What to keep in mind before you share the link

Fast doesn’t mean “risk-free.” Publishing localhost to the world can be dangerous if done carelessly:

  • Don’t expose admin panels or environments with real customer data.
  • Services not designed for public traffic can behave unpredictably (timeouts, crashes, errors).
  • For longer tests, an ephemeral URL can be a deal-breaker — if it changes, integrations break.

That’s where persistent tunnels (with account management) and access controls become more appropriate for serious work: not just because the URL is stable, but because you can add authentication, policies, and route-based rules depending on the setup.

Is it an ngrok alternative? Yes — but it’s not the same story

In day-to-day use, many describe it as “ngrok without the hassle.” In practice, cloudflared Quick Tunnels are a low-friction way to share and test with HTTPS, while other tunnel products may offer different strengths (reserved domains, session management, protocol features, specific security controls) depending on provider and plan.

Put simply: for a quick HTTPS demo, cloudflared is hard to beat on speed and simplicity.
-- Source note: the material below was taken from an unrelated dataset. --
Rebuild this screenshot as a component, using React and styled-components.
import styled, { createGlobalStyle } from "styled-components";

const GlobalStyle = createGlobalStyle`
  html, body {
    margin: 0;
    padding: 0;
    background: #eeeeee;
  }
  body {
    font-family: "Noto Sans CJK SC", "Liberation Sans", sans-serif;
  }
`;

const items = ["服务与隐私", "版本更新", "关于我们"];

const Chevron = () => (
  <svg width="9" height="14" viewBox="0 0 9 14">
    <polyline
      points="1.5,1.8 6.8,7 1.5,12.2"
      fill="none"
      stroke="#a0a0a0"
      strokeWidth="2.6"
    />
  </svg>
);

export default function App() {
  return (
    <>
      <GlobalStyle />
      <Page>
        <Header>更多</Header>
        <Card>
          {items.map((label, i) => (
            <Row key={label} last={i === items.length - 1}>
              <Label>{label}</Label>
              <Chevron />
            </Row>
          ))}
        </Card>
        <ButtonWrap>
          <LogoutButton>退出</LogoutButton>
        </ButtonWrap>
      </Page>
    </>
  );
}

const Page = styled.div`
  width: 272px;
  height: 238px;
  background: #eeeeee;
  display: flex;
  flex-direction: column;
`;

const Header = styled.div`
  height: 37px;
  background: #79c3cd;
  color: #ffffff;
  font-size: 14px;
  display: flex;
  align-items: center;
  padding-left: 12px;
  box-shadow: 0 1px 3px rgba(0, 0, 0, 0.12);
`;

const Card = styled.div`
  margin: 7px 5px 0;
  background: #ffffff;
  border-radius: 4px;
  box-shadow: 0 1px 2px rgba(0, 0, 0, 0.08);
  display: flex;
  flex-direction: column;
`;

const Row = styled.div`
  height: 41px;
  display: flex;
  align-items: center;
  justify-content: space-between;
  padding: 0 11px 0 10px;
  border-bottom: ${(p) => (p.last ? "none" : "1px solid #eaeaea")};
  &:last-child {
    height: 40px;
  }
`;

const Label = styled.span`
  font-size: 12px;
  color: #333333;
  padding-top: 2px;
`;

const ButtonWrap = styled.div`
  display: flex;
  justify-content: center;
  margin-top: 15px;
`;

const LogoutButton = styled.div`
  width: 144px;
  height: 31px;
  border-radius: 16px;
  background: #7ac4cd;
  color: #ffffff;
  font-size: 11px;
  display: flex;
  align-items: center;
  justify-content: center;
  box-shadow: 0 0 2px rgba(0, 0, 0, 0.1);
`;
For repeatable environments, larger teams, or production-like integrations, it usually makes sense to move to a persistent tunnel with a domain and proper access controls — or compare tools based on your requirements.


FAQ

How do you share a local server with HTTPS using cloudflared on macOS?
After installing via Homebrew, run cloudflared tunnel --url http://localhost:PORT. It generates a public URL (often under trycloudflare.com) with HTTPS for reaching your local service.

Do Cloudflare “Quick Tunnels” require an account or signup?
Quick Tunnels are typically designed to work without creating an account or setting up configuration files. Persistent tunnels with your own domain generally require authentication and additional configuration.

Why does the tunnel URL change, and how can you get a stable address?
Quick Tunnels are intended for fast tests, and the URL may change when restarted. For a stable URL, use a persistent tunnel tied to a domain and configured with DNS/routes.

Is it safe to expose localhost with cloudflared to show a client a demo?
It’s useful for demos, but it’s best to avoid exposing sensitive panels or real data. For anything longer-running or higher-risk, use access controls and a persistent configuration instead of an ephemeral link.